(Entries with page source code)

════

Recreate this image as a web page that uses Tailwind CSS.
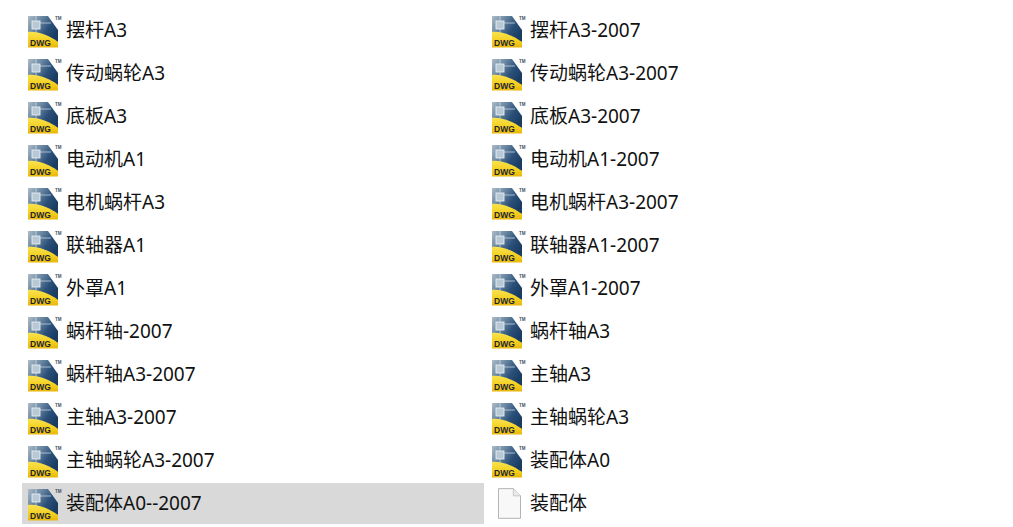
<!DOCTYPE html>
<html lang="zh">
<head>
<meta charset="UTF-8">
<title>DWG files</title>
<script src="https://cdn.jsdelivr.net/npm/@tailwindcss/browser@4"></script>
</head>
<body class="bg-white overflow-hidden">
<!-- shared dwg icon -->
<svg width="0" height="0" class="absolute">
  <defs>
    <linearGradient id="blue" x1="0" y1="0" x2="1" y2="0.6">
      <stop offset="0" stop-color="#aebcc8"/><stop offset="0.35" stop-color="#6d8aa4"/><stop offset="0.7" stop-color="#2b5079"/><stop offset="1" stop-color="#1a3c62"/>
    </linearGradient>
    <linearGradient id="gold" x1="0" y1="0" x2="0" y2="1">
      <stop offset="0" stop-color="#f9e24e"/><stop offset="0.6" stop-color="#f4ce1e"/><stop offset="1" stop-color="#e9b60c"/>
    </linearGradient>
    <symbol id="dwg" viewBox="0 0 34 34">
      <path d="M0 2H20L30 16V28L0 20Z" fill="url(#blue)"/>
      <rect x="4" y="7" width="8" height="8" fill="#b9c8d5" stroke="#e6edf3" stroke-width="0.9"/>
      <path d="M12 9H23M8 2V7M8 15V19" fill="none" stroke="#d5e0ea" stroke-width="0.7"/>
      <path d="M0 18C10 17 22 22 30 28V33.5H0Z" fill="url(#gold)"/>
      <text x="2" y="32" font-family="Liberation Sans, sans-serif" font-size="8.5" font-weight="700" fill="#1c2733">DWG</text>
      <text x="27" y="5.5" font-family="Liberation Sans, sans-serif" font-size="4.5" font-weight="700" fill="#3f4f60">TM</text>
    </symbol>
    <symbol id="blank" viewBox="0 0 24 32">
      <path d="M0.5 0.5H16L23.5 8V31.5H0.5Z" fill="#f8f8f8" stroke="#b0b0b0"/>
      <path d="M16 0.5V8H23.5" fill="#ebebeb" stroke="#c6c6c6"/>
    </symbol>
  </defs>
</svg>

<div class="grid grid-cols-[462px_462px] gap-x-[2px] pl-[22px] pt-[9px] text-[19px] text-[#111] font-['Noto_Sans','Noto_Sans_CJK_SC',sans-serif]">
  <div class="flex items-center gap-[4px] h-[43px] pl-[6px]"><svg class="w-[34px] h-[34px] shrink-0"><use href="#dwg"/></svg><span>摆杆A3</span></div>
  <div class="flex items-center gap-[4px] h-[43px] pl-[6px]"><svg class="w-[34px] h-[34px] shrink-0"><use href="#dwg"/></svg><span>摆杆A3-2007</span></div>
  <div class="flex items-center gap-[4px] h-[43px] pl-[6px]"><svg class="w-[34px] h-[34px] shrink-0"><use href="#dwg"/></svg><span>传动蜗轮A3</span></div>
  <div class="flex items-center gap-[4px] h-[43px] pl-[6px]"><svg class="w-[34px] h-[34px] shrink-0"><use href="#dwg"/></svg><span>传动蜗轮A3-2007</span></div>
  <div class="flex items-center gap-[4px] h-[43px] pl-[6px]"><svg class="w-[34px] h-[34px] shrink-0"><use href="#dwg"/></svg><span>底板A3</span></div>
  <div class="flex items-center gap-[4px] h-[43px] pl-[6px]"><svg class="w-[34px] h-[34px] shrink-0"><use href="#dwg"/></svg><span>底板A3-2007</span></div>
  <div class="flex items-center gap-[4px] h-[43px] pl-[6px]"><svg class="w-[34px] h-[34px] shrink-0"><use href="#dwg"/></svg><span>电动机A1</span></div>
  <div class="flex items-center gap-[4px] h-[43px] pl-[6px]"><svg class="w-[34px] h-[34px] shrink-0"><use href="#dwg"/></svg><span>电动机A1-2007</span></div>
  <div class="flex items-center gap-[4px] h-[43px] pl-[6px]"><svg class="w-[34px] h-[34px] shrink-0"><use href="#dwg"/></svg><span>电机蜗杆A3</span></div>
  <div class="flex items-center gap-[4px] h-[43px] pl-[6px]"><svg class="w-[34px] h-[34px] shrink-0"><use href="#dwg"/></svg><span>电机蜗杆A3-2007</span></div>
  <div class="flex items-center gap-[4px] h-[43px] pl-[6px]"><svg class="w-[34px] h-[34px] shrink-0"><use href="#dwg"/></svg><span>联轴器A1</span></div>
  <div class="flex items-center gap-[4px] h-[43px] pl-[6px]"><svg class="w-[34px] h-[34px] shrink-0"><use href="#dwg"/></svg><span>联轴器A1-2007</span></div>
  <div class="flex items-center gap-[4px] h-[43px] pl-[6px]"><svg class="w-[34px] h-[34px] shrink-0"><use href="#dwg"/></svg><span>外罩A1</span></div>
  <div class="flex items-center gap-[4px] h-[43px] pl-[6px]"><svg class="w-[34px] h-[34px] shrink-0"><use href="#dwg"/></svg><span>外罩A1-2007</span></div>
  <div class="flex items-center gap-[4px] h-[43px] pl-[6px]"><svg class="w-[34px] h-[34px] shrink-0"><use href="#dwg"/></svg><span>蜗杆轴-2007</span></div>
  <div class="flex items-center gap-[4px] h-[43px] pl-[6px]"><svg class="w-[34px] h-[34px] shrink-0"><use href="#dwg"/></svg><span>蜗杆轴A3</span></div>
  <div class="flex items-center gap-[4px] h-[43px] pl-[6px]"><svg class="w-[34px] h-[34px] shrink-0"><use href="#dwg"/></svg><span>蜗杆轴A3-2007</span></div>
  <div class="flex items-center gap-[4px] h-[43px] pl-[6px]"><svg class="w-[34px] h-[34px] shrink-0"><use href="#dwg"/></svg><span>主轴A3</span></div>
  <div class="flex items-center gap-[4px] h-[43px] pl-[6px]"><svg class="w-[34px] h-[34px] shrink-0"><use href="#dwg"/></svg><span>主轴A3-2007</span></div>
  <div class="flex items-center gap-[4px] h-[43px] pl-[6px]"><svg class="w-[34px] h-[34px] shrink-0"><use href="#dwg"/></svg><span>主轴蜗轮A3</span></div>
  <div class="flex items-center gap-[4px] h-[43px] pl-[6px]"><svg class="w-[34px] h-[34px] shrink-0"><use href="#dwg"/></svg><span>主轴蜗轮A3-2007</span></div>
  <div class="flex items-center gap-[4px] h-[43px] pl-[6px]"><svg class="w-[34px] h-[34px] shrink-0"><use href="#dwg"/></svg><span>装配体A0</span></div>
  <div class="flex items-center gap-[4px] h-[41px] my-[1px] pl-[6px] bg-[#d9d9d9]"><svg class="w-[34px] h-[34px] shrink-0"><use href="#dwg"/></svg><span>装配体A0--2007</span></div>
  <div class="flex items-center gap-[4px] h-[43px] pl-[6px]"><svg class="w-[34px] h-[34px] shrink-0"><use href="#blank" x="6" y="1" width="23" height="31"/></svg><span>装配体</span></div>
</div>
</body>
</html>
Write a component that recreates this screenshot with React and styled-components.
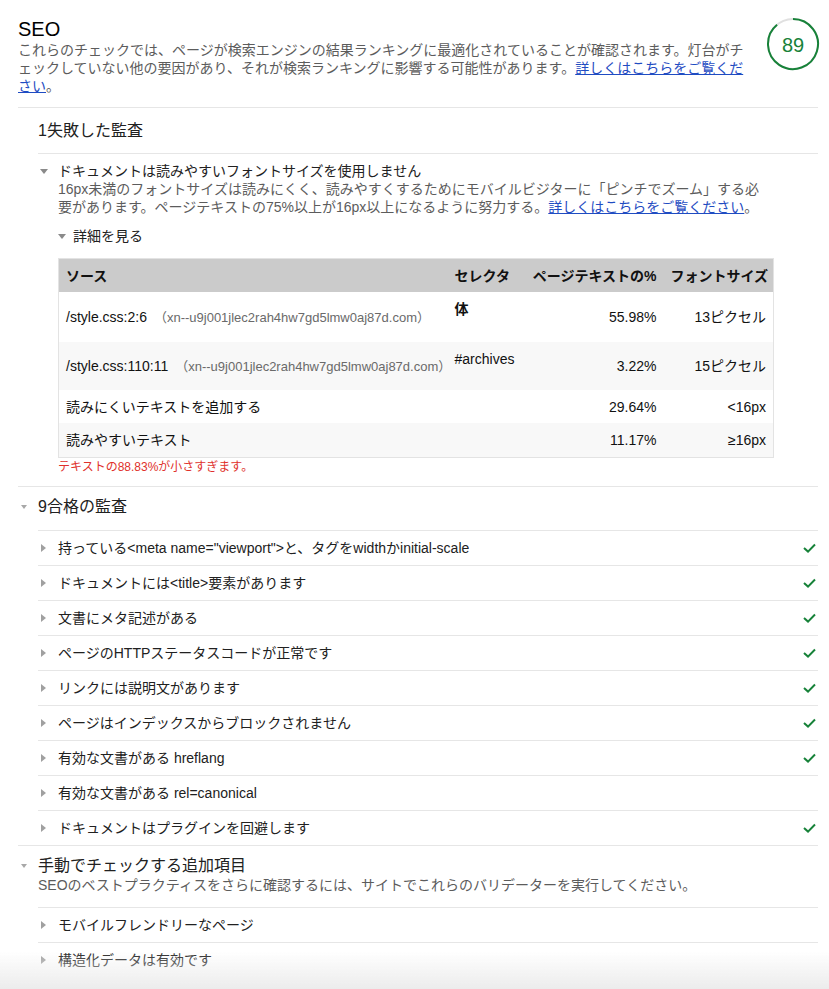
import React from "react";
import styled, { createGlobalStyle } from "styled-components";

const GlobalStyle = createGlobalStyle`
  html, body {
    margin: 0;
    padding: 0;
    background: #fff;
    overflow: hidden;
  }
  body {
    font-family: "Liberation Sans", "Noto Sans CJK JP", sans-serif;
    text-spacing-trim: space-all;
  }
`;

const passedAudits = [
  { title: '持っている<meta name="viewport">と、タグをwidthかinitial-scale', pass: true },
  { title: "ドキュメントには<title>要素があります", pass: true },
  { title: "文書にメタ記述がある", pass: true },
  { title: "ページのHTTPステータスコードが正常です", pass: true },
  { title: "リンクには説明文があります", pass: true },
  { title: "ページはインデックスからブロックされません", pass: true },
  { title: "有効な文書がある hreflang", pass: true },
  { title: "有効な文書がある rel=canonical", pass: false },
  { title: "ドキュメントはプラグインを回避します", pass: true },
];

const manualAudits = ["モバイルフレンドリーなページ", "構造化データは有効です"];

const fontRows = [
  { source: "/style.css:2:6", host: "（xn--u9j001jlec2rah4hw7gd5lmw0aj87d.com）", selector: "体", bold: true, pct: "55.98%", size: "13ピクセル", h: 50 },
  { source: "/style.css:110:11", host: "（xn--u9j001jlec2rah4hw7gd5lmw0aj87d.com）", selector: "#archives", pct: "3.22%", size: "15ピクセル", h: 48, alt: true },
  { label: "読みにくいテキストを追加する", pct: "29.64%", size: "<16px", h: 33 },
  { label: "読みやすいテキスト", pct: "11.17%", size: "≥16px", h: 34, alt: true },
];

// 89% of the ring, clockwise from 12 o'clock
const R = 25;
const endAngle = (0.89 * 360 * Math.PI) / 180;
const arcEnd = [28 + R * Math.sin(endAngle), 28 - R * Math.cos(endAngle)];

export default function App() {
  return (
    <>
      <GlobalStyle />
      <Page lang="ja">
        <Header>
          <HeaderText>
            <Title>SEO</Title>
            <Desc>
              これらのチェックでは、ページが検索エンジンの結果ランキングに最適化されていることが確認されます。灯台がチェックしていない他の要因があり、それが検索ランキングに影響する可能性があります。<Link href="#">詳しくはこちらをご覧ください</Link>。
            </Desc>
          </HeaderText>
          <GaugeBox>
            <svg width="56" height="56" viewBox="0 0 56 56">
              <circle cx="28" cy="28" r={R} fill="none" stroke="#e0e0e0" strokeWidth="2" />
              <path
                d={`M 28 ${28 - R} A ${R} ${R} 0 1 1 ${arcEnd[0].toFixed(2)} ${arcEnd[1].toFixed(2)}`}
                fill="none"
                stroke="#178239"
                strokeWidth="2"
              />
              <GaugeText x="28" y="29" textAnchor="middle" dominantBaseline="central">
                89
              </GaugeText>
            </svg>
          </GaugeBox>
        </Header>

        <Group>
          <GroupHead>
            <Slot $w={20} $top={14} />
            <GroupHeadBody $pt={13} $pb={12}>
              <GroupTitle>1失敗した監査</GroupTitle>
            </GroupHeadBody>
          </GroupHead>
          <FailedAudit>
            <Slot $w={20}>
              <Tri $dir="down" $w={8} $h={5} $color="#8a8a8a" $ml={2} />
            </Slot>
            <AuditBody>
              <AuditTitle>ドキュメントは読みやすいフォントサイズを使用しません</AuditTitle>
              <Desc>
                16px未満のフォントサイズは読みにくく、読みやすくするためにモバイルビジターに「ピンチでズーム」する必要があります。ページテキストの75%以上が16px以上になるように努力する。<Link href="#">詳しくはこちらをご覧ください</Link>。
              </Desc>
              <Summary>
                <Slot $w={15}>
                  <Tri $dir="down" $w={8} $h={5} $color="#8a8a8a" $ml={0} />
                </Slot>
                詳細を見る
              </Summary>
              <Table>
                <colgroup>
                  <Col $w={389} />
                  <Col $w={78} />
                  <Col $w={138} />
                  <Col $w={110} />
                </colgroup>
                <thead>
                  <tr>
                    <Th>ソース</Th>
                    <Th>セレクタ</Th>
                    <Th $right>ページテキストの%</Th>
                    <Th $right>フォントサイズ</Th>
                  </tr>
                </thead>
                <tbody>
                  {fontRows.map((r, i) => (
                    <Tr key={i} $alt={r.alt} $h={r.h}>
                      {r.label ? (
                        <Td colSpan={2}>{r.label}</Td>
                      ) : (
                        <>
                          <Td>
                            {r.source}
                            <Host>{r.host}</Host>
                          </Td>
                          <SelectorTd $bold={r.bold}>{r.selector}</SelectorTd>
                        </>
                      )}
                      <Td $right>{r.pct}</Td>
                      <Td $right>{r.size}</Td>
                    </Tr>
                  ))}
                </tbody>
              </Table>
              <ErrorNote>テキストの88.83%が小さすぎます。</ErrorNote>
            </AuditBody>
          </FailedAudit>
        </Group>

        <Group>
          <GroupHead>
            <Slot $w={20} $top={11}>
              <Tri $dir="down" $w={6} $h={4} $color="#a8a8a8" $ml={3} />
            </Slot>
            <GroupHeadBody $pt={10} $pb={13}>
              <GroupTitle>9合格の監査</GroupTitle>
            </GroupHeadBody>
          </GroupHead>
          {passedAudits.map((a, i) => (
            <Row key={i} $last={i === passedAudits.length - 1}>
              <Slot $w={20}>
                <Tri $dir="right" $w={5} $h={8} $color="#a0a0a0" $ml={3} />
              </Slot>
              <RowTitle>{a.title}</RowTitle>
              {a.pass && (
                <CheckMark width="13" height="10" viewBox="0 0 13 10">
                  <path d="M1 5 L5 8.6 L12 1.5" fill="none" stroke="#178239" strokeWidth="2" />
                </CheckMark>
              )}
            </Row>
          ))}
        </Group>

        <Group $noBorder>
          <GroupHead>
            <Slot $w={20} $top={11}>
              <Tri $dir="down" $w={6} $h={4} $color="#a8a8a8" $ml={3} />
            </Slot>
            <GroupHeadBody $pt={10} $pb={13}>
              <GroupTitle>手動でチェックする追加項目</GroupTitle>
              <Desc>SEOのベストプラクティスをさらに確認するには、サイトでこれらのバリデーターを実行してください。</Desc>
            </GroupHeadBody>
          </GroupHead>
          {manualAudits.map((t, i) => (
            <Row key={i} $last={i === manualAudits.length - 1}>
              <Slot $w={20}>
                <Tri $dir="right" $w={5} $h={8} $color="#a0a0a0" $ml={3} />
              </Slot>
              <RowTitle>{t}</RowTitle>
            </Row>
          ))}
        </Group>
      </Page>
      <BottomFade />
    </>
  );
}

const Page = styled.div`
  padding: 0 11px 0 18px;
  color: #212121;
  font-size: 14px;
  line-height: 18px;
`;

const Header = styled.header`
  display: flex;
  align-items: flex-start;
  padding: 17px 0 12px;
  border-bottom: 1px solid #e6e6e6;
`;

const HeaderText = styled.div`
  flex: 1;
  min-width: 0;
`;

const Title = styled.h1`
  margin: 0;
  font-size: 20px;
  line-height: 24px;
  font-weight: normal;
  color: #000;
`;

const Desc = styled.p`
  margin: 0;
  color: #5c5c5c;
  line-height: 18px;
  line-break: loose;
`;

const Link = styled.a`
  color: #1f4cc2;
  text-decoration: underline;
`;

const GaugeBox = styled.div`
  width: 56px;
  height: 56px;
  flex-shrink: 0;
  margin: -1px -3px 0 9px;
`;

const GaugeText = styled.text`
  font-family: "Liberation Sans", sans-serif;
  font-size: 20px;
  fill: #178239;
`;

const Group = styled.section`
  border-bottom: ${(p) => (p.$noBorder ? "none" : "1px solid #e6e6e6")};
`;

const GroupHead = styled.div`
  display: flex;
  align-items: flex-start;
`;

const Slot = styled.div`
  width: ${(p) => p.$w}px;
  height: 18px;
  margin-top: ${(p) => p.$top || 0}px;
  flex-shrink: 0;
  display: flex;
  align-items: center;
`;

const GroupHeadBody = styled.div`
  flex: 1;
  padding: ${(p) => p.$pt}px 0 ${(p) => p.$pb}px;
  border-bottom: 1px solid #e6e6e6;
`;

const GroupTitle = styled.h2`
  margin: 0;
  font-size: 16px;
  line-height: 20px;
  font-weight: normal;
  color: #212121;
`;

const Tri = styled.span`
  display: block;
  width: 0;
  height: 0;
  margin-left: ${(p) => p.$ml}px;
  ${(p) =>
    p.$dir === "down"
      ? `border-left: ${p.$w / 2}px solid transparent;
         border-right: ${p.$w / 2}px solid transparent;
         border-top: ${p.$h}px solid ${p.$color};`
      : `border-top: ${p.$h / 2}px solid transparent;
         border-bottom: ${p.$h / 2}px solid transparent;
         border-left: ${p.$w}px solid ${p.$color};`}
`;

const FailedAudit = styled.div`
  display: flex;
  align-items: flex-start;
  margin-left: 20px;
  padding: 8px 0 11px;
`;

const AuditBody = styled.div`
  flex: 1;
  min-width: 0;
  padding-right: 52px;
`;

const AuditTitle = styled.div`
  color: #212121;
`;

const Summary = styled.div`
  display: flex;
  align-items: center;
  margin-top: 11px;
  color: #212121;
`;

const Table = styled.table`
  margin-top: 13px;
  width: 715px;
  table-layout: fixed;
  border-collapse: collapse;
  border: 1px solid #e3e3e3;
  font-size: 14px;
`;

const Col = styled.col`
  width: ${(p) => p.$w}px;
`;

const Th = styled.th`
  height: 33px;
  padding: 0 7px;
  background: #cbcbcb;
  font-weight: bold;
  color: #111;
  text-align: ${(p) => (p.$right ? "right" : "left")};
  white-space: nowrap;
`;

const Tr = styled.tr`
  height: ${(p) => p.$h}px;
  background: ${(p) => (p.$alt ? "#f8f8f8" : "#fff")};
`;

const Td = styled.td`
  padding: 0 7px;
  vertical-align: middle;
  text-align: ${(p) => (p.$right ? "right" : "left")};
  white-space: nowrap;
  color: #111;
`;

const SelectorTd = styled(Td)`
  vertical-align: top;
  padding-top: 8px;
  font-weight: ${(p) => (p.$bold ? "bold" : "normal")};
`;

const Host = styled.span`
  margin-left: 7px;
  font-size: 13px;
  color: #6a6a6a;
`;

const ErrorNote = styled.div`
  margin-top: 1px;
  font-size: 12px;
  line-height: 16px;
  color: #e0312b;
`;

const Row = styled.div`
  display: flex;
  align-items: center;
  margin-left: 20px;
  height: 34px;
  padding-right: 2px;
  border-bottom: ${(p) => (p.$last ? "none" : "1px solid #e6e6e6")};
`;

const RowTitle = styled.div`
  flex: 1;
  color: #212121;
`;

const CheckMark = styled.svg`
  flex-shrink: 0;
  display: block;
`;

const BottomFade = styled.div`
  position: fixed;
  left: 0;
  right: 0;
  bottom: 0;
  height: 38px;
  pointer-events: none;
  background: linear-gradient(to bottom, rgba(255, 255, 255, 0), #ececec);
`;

════

__GIVEN INSTRUCTION__
From the data above, copy out every line with the string "that" in it.

__OUTPUT FOR THIS EXERCISE__
Recreate this image as a web page that uses Tailwind CSS.
Write a component that recreates this screenshot with React and styled-components.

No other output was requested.